Buongiorno Signor Silini. L’Avv. Tito Tettamanti con un brillante articolo, pubblicato giovedì 20 gennaio sotto la rubrica «Spazio libero» dal Corriere del Ticino e da laRegione, «motiva le sue tesi» riguardo al titolo «La sinistra ha vinto». Cito: «Ciò che i commentatori non considerano, soprattutto, è la presenza dominante della sinistra progressista nel dibattito politico culturale. (...) L’attuale dominio del dibattito da parte della sinistra-progressista è innegabile ed esercita in generale una grande influenza sulla società contemporanea». Riflessione finale: «È ora che i partiti “borghesi” si riprendano dalla confusione ideologica riconoscendo quali sono le tesi contro le quali battersi». Su un quotidiano di prestigio leggevo che la destra, anziché rimanere arroccata su posizioni difensive, dovrebbe fare un salto culturale. Il confronto tra destra e sinistra è essenziale per la democrazia occidentale. E a proposito di ideologie: non si davano per morte?

Abbondio Adobati

La risposta

Caro Abbondio Adobati, da decenni sento ripetere il mantra - ma attenzione: da destra! - che la sinistra ha assunto l’egemonia nel dibattito culturale. Da sinistra sento invece dire che la destra sta imponendo alla società il primato degli interessi economici di pochi sul «bene comune » di tutti. Mi dica lei chi ha ragione. È vero che la sinistra ha investito molto nella cultura e nella scuola, mentre la destra ha preferito concentrarsi sul mondo degli affari e dell’economia. Sinistra e destra sono quindi «sovrarappresentate» nei rispettivi ambiti di interesse.

Solo che per ragioni psicologiche e/o strategiche ognuno tende ad attribuire al campo avverso uno spazio pubblico non proporzionato alle sue reali dimensioni. E ritiene squilibrata e/o troppo massiccia la presenza nella società di idee che non condivide. Il «nemico» ha sempre troppa visibilità e troppo spazio. Destra, centro e sinistra esistono ancora, ma a me pare che non dettino più le visioni ideali dei popoli.

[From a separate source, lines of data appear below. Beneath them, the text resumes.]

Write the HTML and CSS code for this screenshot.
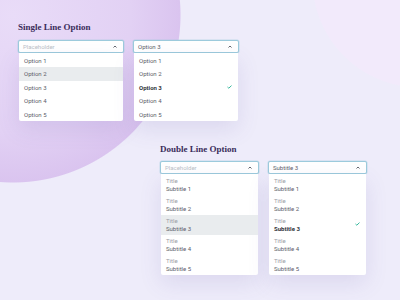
FILE: index.html
```html
<!DOCTYPE html>
<html lang="en">
<head>
    <meta charset="UTF-8" />
    <title>Dropdown Options</title>
    <link rel="stylesheet" href="styles.css">
</head>
<body>
<section class="group single">
    <h2>Single Line Option</h2>
    <div class="pair">
        <div class="dropdown">
            <div class="select placeholder">
                <span>Placeholder</span>
                <svg class="caret" width="4" height="3" viewBox="0 0 4 3"><polyline points="0.5,2.5 2,1 3.5,2.5" /></svg>
            </div>
            <ul class="menu">
                <li>Option 1</li>
                <li class="hover">Option 2</li>
                <li>Option 3</li>
                <li>Option 4</li>
                <li>Option 5</li>
            </ul>
        </div>
        <div class="dropdown">
            <div class="select">
                <span>Option 3</span>
                <svg class="caret" width="4" height="3" viewBox="0 0 4 3"><polyline points="0.5,2.5 2,1 3.5,2.5" /></svg>
            </div>
            <ul class="menu">
                <li>Option 1</li>
                <li>Option 2</li>
                <li class="selected">Option 3
                    <svg class="check" width="5" height="4" viewBox="0 0 5 4"><polyline points="0.5,2 1.8,3.2 4.5,0.6" /></svg>
                </li>
                <li>Option 4</li>
                <li>Option 5</li>
            </ul>
        </div>
    </div>
</section>

<section class="group double">
    <h2>Double Line Option</h2>
    <div class="pair">
        <div class="dropdown">
            <div class="select placeholder">
                <span>Placeholder</span>
                <svg class="caret" width="4" height="3" viewBox="0 0 4 3"><polyline points="0.5,2.5 2,1 3.5,2.5" /></svg>
            </div>
            <ul class="menu">
                <li><span class="t">Title</span><span class="s">Subtitle 1</span></li>
                <li><span class="t">Title</span><span class="s">Subtitle 2</span></li>
                <li class="hover"><span class="t">Title</span><span class="s">Subtitle 3</span></li>
                <li><span class="t">Title</span><span class="s">Subtitle 4</span></li>
                <li><span class="t">Title</span><span class="s">Subtitle 5</span></li>
            </ul>
        </div>
        <div class="dropdown">
            <div class="select">
                <span>Subtitle 3</span>
                <svg class="caret" width="4" height="3" viewBox="0 0 4 3"><polyline points="0.5,2.5 2,1 3.5,2.5" /></svg>
            </div>
            <ul class="menu">
                <li><span class="t">Title</span><span class="s">Subtitle 1</span></li>
                <li><span class="t">Title</span><span class="s">Subtitle 2</span></li>
                <li class="selected"><span class="t">Title</span><span class="s">Subtitle 3</span>
                    <svg class="check" width="5" height="4" viewBox="0 0 5 4"><polyline points="0.5,2 1.8,3.2 4.5,0.6" /></svg>
                </li>
                <li><span class="t">Title</span><span class="s">Subtitle 4</span></li>
                <li><span class="t">Title</span><span class="s">Subtitle 5</span></li>
            </ul>
        </div>
    </div>
</section>
</body>
</html>
```

FILE: styles.css
```css
html, body {
  height: 300px;
  overflow: hidden;
}
body {
  margin: 0;
  font-family: Roboto, "Liberation Sans", sans-serif;
  color: #5c606b;
  background-color: #eeecfa;
  background-image:
    radial-gradient(circle 168px at 13px 15px, #e9dcf8 0, #e2d1f4 70%, #dac4ef 167px, rgba(218, 196, 239, 0) 168px),
    radial-gradient(circle 108px at 420px -20px, #f2eafb 107px, rgba(242, 234, 251, 0) 108px);
  background-repeat: no-repeat;
}
.single {
  padding: 21px 0 0 18px;
}
.double {
  margin: 22px 0 0 160px;
}
h2 {
  margin: 0 0 7px;
  font-family: "Liberation Serif", serif;
  font-size: 9px;
  line-height: 12px;
  font-weight: bold;
  color: #3a2c5a;
}
.double h2 {
  margin-bottom: 6px;
}
.pair {
  display: flex;
  gap: 9px;
}
.single .dropdown {
  width: 106px;
}
.double .dropdown {
  width: 99px;
}
.select {
  height: 13px;
  box-sizing: border-box;
  border: 1px solid #9ccadc;
  border-radius: 2px;
  box-shadow: 0 0 0 0.5px rgba(156, 202, 220, 0.5);
  background: #ffffff;
  display: flex;
  align-items: center;
  justify-content: space-between;
  padding: 0 6px 0 4px;
  font-size: 6px;
  color: #5c606b;
}
.placeholder {
  color: #b9bdc6;
}
.caret polyline {
  fill: none;
  stroke: #4f535c;
  stroke-width: 0.9;
}
.menu {
  list-style: none;
  margin: 0 1px;
  padding: 1px 0 0;
  background: #ffffff;
  border-radius: 0 0 2px 2px;
  box-shadow: 0 8px 22px rgba(95, 75, 160, 0.13);
}
.single .menu li {
  height: 13.4px;
  line-height: 13.4px;
}
.menu li {
  font-size: 6px;
  padding: 0 6px 0 5px;
  display: flex;
  align-items: center;
  justify-content: space-between;
}
.menu li.hover {
  background: #e9ecee;
}
.menu li.selected {
  color: #30333a;
  font-weight: bold;
}
.double .menu li {
  height: 20px;
  box-sizing: border-box;
  padding: 2px 6px 2px 5px;
  flex-wrap: wrap;
  align-content: flex-start;
  position: relative;
}
.double .menu li .t,
.double .menu li .s {
  width: 100%;
  line-height: 8px;
}
.t {
  color: #9a9ea6;
  font-weight: normal;
}
.double .check {
  position: absolute;
  right: 6px;
  top: 7px;
}
.check polyline {
  fill: none;
  stroke: #35b79b;
  stroke-width: 1;
}
```
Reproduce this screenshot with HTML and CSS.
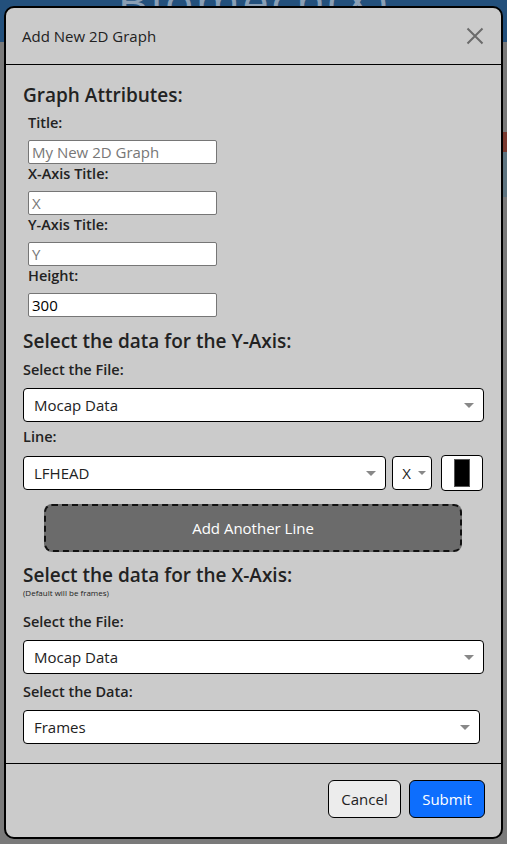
FILE: index.html
```html
<!DOCTYPE html>
<html>
<head>
<meta charset="utf-8">
<link rel="stylesheet" href="styles.css">
</head>
<body>
<div class="app-header"><span class="brand">Biomech(X)</span></div>
<div class="app-side"><span class="side-a"></span><span class="side-b"></span></div>

<div class="modal">
  <div class="modal-header">
    <span class="modal-title">Add New 2D Graph</span>
    <svg class="close" width="18" height="18" viewBox="0 0 18 18"><path d="M1.5 1.5 L16.5 16.5 M16.5 1.5 L1.5 16.5" stroke="#6b6b6b" stroke-width="2" fill="none"/></svg>
  </div>
  <div class="modal-body">
    <h2 class="section">Graph Attributes:</h2>
    <div class="attrs">
      <label class="lbl">Title:</label>
      <div class="input placeholder">My New 2D Graph</div>
      <label class="lbl">X-Axis Title:</label>
      <div class="input placeholder">X</div>
      <label class="lbl">Y-Axis Title:</label>
      <div class="input placeholder">Y</div>
      <label class="lbl">Height:</label>
      <div class="input">300</div>
    </div>

    <h2 class="section sec2">Select the data for the Y-Axis:</h2>
    <label class="lbl2">Select the File:</label>
    <div class="select full"><span>Mocap Data</span><i class="caret"></i></div>
    <label class="lbl2 lbl-line">Line:</label>
    <div class="line-row">
      <div class="select grow"><span>LFHEAD</span><i class="caret"></i></div>
      <div class="select axis"><span>X</span><i class="caret"></i></div>
      <div class="color-btn"><span class="swatch"></span></div>
    </div>
    <div class="add-line">Add Another Line</div>

    <h2 class="section sec3">Select the data for the X-Axis:</h2>
    <div class="note">(Default will be frames)</div>
    <label class="lbl2 lbl-gap">Select the File:</label>
    <div class="select full"><span>Mocap Data</span><i class="caret"></i></div>
    <label class="lbl2 lbl-data">Select the Data:</label>
    <div class="select narrow"><span>Frames</span><i class="caret"></i></div>
  </div>
  <div class="modal-footer">
    <button class="btn cancel">Cancel</button>
    <button class="btn submit">Submit</button>
  </div>
</div>
</body>
</html>
```
FILE: styles.css
```css
* { box-sizing: border-box; }
html, body { margin: 0; padding: 0; }
body {
  width: 507px;
  height: 844px;
  background: #7a7a7a;
  font-family: "Open Sans", "Noto Sans", sans-serif;
  color: #222;
  overflow: hidden;
  position: relative;
}
.app-header {
  height: 42px;
  background: #23507c;
  display: flex;
  justify-content: center;
  overflow: hidden;
}
.brand {
  font-size: 48px;
  line-height: 56px;
  color: #8a9fb5;
  margin-top: -26px;
  letter-spacing: 2px;
}
.app-side {
  display: flex;
  flex-direction: column;
  align-items: flex-end;
  padding-top: 90px;
}
.side-a { width: 4px; height: 20px; background: #7a3a30; }
.side-b { width: 4px; height: 45px; background: #5e7480; }

.modal {
  position: absolute;
  left: 4px;
  top: 6px;
  width: 499px;
  height: 833px;
  background: #cbcbcb;
  border: 2px solid #000;
  border-radius: 10px;
  display: flex;
  flex-direction: column;
}
.modal-header {
  height: 57px;
  border-bottom: 1px solid #000;
  display: flex;
  align-items: center;
  justify-content: space-between;
  padding: 0 17px 0 16px;
}
.modal-title { font-size: 15px; color: #222; }
.close { display: block; }

.modal-body {
  padding: 18px 18px 0 17px;
  flex: 1;
}
.section {
  margin: 0;
  font-size: 19px;
  font-weight: 600;
  line-height: 24px;
  color: #222;
}
.attrs {
  padding-left: 5px;
  display: flex;
  flex-direction: column;
  align-items: flex-start;
  margin-top: 6px;
}
.lbl {
  font-size: 14.5px;
  font-weight: 600;
  line-height: 20px;
  margin-bottom: 7px;
}
.input {
  width: 189px;
  height: 24px;
  background: #fff;
  border: 1px solid #767676;
  border-radius: 2px;
  font-size: 15px;
  line-height: 22px;
  padding: 0 3px;
  color: #000;
}
.input.placeholder { color: #777; }

.sec2 { margin-top: 12px; }
.lbl2 {
  display: block;
  font-size: 14.5px;
  font-weight: 600;
  line-height: 20px;
  margin: 7px 0 8px;
}
.lbl-line { margin-top: 5px; }
.lbl-data { margin-top: 8px; }
.select {
  height: 34px;
  background: #fff;
  border: 1px solid #000;
  border-radius: 4px;
  display: flex;
  align-items: center;
  justify-content: space-between;
  padding: 0 9px 0 10px;
  font-size: 15px;
  color: #222;
}
.full { width: 461px; }
.narrow { width: 457px; }
.caret {
  width: 0; height: 0;
  border-left: 5px solid transparent;
  border-right: 5px solid transparent;
  border-top: 5px solid #888;
}
.line-row {
  display: flex;
  align-items: center;
  gap: 6px;
}
.grow { width: 365px; }
.axis { width: 40px; padding: 0 5px 0 9px; }
.axis .caret { border-left-width: 4px; border-right-width: 4px; border-top-width: 4px; }
.color-btn {
  width: 42px;
  height: 36px;
  margin-left: 3px;
  background: #fff;
  border: 1px solid #000;
  border-radius: 4px;
  display: flex;
  align-items: center;
  justify-content: center;
}
.swatch {
  width: 16px;
  height: 28px;
  background: #000;
  border: 1px solid #555;
}
.add-line {
  margin: 13px 21px 0 21px;
  height: 48px;
  background: #6b6b6b;
  border: 2px dashed #111;
  border-radius: 8px;
  color: #fff;
  font-size: 15px;
  display: flex;
  align-items: center;
  justify-content: center;
}
.sec3 { margin-top: 11px; }
.note { font-size: 8px; line-height: 10px; color: #222; margin-top: 1px; }
.lbl-gap { margin-top: 14px; }

.modal-footer {
  height: 74px;
  border-top: 1px solid #000;
  display: flex;
  justify-content: flex-end;
  align-items: flex-start;
  gap: 8px;
  padding: 16px 16px 0 0;
}
.btn {
  height: 38px;
  border-radius: 6px;
  font-family: inherit;
  font-size: 15px;
  padding: 0 12px;
  border: 1px solid #000;
}
.cancel { background: #ececec; color: #222; width: 73px; }
.submit { background: #0d6efd; color: #fff; width: 76px; }
```
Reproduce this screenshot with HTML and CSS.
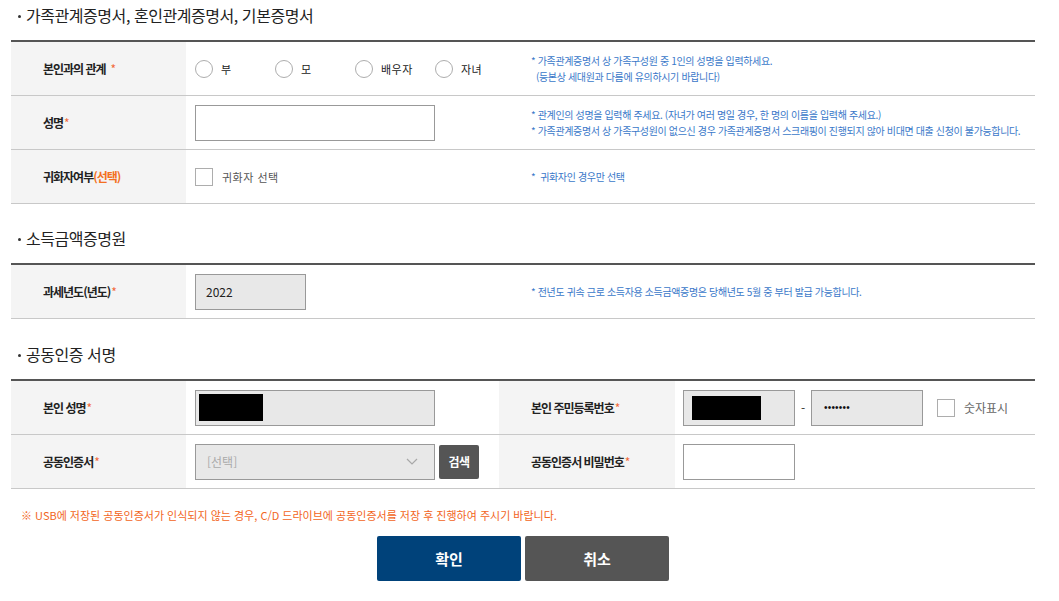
FILE: index.html
```html
<!DOCTYPE html>
<html lang="ko">
<head>
<meta charset="utf-8">
<title>증명서 제출</title>
<link rel="stylesheet" href="styles.css">
</head>
<body>
<div class="wrap">
  <h2 class="sec-title">가족관계증명서, 혼인관계증명서, 기본증명서</h2>
  <div class="tbl">
    <div class="row row-a">
      <div class="th">본인과의 관계<span class="req req-sp">*</span></div>
      <div class="td">
        <label class="radio-item"><input type="radio" name="rel" class="radio"><span>부</span></label>
        <label class="radio-item"><input type="radio" name="rel" class="radio"><span>모</span></label>
        <label class="radio-item"><input type="radio" name="rel" class="radio"><span>배우자</span></label>
        <label class="radio-item"><input type="radio" name="rel" class="radio"><span>자녀</span></label>
      </div>
      <div class="hint">
        <p>* 가족관계증명서 상 가족구성원 중 1인의 성명을 입력하세요.</p>
        <p class="indent">(등본상 세대원과 다름에 유의하시기 바랍니다)</p>
      </div>
    </div>
    <div class="row row-a">
      <div class="th">성명<span class="req">*</span></div>
      <div class="td"><div class="inp inp-name"></div></div>
      <div class="hint">
        <p>* 관계인의 성명을 입력해 주세요. (자녀가 여러 명일 경우, 한 명의 이름을 입력해 주세요.)</p>
        <p>* 가족관계증명서 상 가족구성원이 없으신 경우 가족관계증명서 스크래핑이 진행되지 않아 비대면 대출 신청이 불가능합니다.</p>
      </div>
    </div>
    <div class="row row-a">
      <div class="th">귀화자여부<span class="opt">(선택)</span></div>
      <div class="td">
        <label class="check-item"><input type="checkbox" class="check"><span>귀화자 선택</span></label>
      </div>
      <div class="hint"><p>*&nbsp; 귀화자인 경우만 선택</p></div>
    </div>
  </div>

  <h2 class="sec-title">소득금액증명원</h2>
  <div class="tbl">
    <div class="row row-a">
      <div class="th">과세년도(년도)<span class="req">*</span></div>
      <div class="td"><div class="inp inp-year grey">2022</div></div>
      <div class="hint"><p>* 전년도 귀속 근로 소득자용 소득금액증명은 당해년도 5월 중 부터 발급 가능합니다.</p></div>
    </div>
  </div>

  <h2 class="sec-title sec-last">공동인증 서명</h2>
  <div class="tbl">
    <div class="row row-b">
      <div class="th">본인 성명<span class="req">*</span></div>
      <div class="td"><div class="inp inp-name grey"><span class="mask mask-name"></span></div></div>
      <div class="th">본인 주민등록번호<span class="req">*</span></div>
      <div class="td td-r">
        <div class="inp inp-sm grey"><span class="mask mask-id"></span></div>
        <span class="dash">-</span>
        <div class="inp inp-sm grey pw">•••••••</div>
        <label class="check-item check-num"><input type="checkbox" class="check"><span>숫자표시</span></label>
      </div>
    </div>
    <div class="row row-b">
      <div class="th">공동인증서<span class="req">*</span></div>
      <div class="td">
        <div class="inp inp-name grey sel">
          <span class="sel-text">[선택]</span>
          <svg class="chev" width="12" height="7" viewBox="0 0 12 7"><polyline points="1,1 6,6 11,1" fill="none" stroke="#a8a8a8" stroke-width="1.2"/></svg>
        </div>
        <button class="btn-search" type="button">검색</button>
      </div>
      <div class="th">공동인증서 비밀번호<span class="req">*</span></div>
      <div class="td td-r"><div class="inp inp-sm"></div></div>
    </div>
  </div>

  <p class="notice">※ USB에 저장된 공동인증서가 인식되지 않는 경우, C/D 드라이브에 공동인증서를 저장 후 진행하여 주시기 바랍니다.</p>

  <div class="btns">
    <button class="btn btn-ok" type="button">확인</button>
    <button class="btn btn-cancel" type="button">취소</button>
  </div>
</div>
</body>
</html>
```

FILE: styles.css
```css
* { box-sizing: border-box; }
body {
  margin: 0;
  background: #fff;
  color: #222;
  font-family: "Noto Sans CJK KR", "Noto Sans", sans-serif;
}
p { margin: 0; }
.wrap {
  width: 1024px;
  margin-left: 11px;
  padding-top: 3px;
}
.sec-title {
  display: flex;
  align-items: center;
  margin: 22px 0 13px;
  height: 24px;
  font-size: 16px;
  line-height: 24px;
  font-weight: 400;
  letter-spacing: -0.45px;
  color: #222;
}
.sec-title:first-child { margin-top: 0; }
.sec-title.sec-last { margin-top: 23px; }
.sec-title::before {
  content: "";
  width: 3px;
  height: 3px;
  margin: 2px 5px 0 7px;
  background: #333;
  border-radius: 50%;
}
.tbl { border-top: 2px solid #555; }
.row {
  display: grid;
  height: 54px;
  border-bottom: 1px solid #c8c8c8;
}
.row-a { grid-template-columns: 175px 335px 1fr; }
.row-b { grid-template-columns: 175px 313px 176px 1fr; }
.th {
  display: flex;
  align-items: center;
  padding-left: 32px;
  background: #f4f4f4;
  font-size: 12px;
  font-weight: 700;
  letter-spacing: -1px;
  color: #222;
}
.req { color: #f26a3a; font-weight: 400; margin-left: 1px; }
.req-sp { margin-left: 5px; }
.opt { color: #f37021; }
.td {
  display: flex;
  align-items: center;
  padding-left: 9px;
}
.td-r { padding-left: 8px; }
.hint {
  display: flex;
  flex-direction: column;
  justify-content: center;
  padding-left: 10px;
  font-size: 10px;
  line-height: 16px;
  letter-spacing: -0.36px;
  color: #3a78c9;
}
.hint .indent { padding-left: 5px; }

.radio-item, .check-item {
  display: flex;
  align-items: center;
  gap: 8px;
  font-size: 11px;
  color: #222;
  letter-spacing: 0.5px;
}
.radio-item { width: 80px; }
.radio, .check {
  appearance: none;
  -webkit-appearance: none;
  margin: 0;
  width: 18px;
  height: 18px;
  border: 1px solid #adadad;
  background: #fff;
}
.radio { border-radius: 50%; }
.check-item { gap: 9px; color: #555; }

.inp {
  height: 36px;
  border: 1px solid #999;
  background: #fff;
  display: flex;
  align-items: center;
  font-size: 12px;
  color: #222;
}
.grey { background: #e8e8e8; }
.inp-name { width: 240px; }
.inp-year { width: 111px; padding-left: 10px; }
.inp-sm { width: 112px; }
.mask { display: block; background: #000; }
.mask-name { width: 64px; height: 27px; margin-left: 3px; }
.mask-id { width: 69px; height: 24px; margin-left: 8px; }
.dash { width: 16px; text-align: center; font-size: 12px; color: #333; }
.pw {
  padding-left: 12px;
  font-family: "Liberation Sans", sans-serif;
  font-size: 10px;
  letter-spacing: 0.2px;
  color: #111;
}
.check-num { margin-left: 14px; font-size: 12px; color: #666; letter-spacing: 0; }

.sel { justify-content: space-between; padding: 0 16px 0 11px; }
.sel-text { color: #aaa; font-size: 12px; }
.btn-search {
  margin-left: 4px;
  width: 40px;
  height: 34px;
  border: 0;
  border-radius: 2px;
  background: #555;
  color: #fff;
  font-family: inherit;
  font-size: 12px;
  font-weight: 700;
  letter-spacing: -0.5px;
  padding: 0;
}

.notice {
  margin-top: 18px;
  padding-left: 10px;
  font-size: 11px;
  line-height: 16px;
  letter-spacing: 0;
  color: #f26522;
}
.btns {
  display: flex;
  justify-content: center;
  gap: 4px;
  margin-top: 13px;
}
.btn {
  width: 144px;
  height: 45px;
  border: 0;
  border-radius: 2px;
  color: #fff;
  font-family: inherit;
  font-size: 15px;
  font-weight: 700;
}
.btn-ok { background: #00427a; }
.btn-cancel { background: #555; }
```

Sono diventati orientamenti dell’anima, opzioni individuali a favore di una maggiore eguaglianza sociale (sinistra), di una diseguaglianza necessaria perché sarebbe l’esito della competizione sociale ed economica (destra), o di una terza via in equilibrio tra socialità e competizione (centro). Ho il ragionevole dubbio che l’intellighenzia di sinistra o i think tank di centro o di destra non dominino più da tempo la scena intellettuale. Non intravedo una cultura politica classica in grado di influenzare le masse per portarle sotto la sua bandiera. A vincere non è né la sinistra né la destra, ma il marketing delle idee, il modo in cui vengono confezionate, l’efficacia comunicativa degli slogan che le veicolano. Il laboratorio nel quale si forgiano le visioni del mondo non sono i giornali o i talk show, ma i social network, che mescolano destra, centro e sinistra in un frullatore che genera realtà politiche ibride quasi mostruose che piluccano intuizioni di qua e di là e le cementano in un tutto indistinto retto dall’unica ideologia vincente rimasta: la «cliccocrazia », il raggiungimento del maggior numero possibile di «like».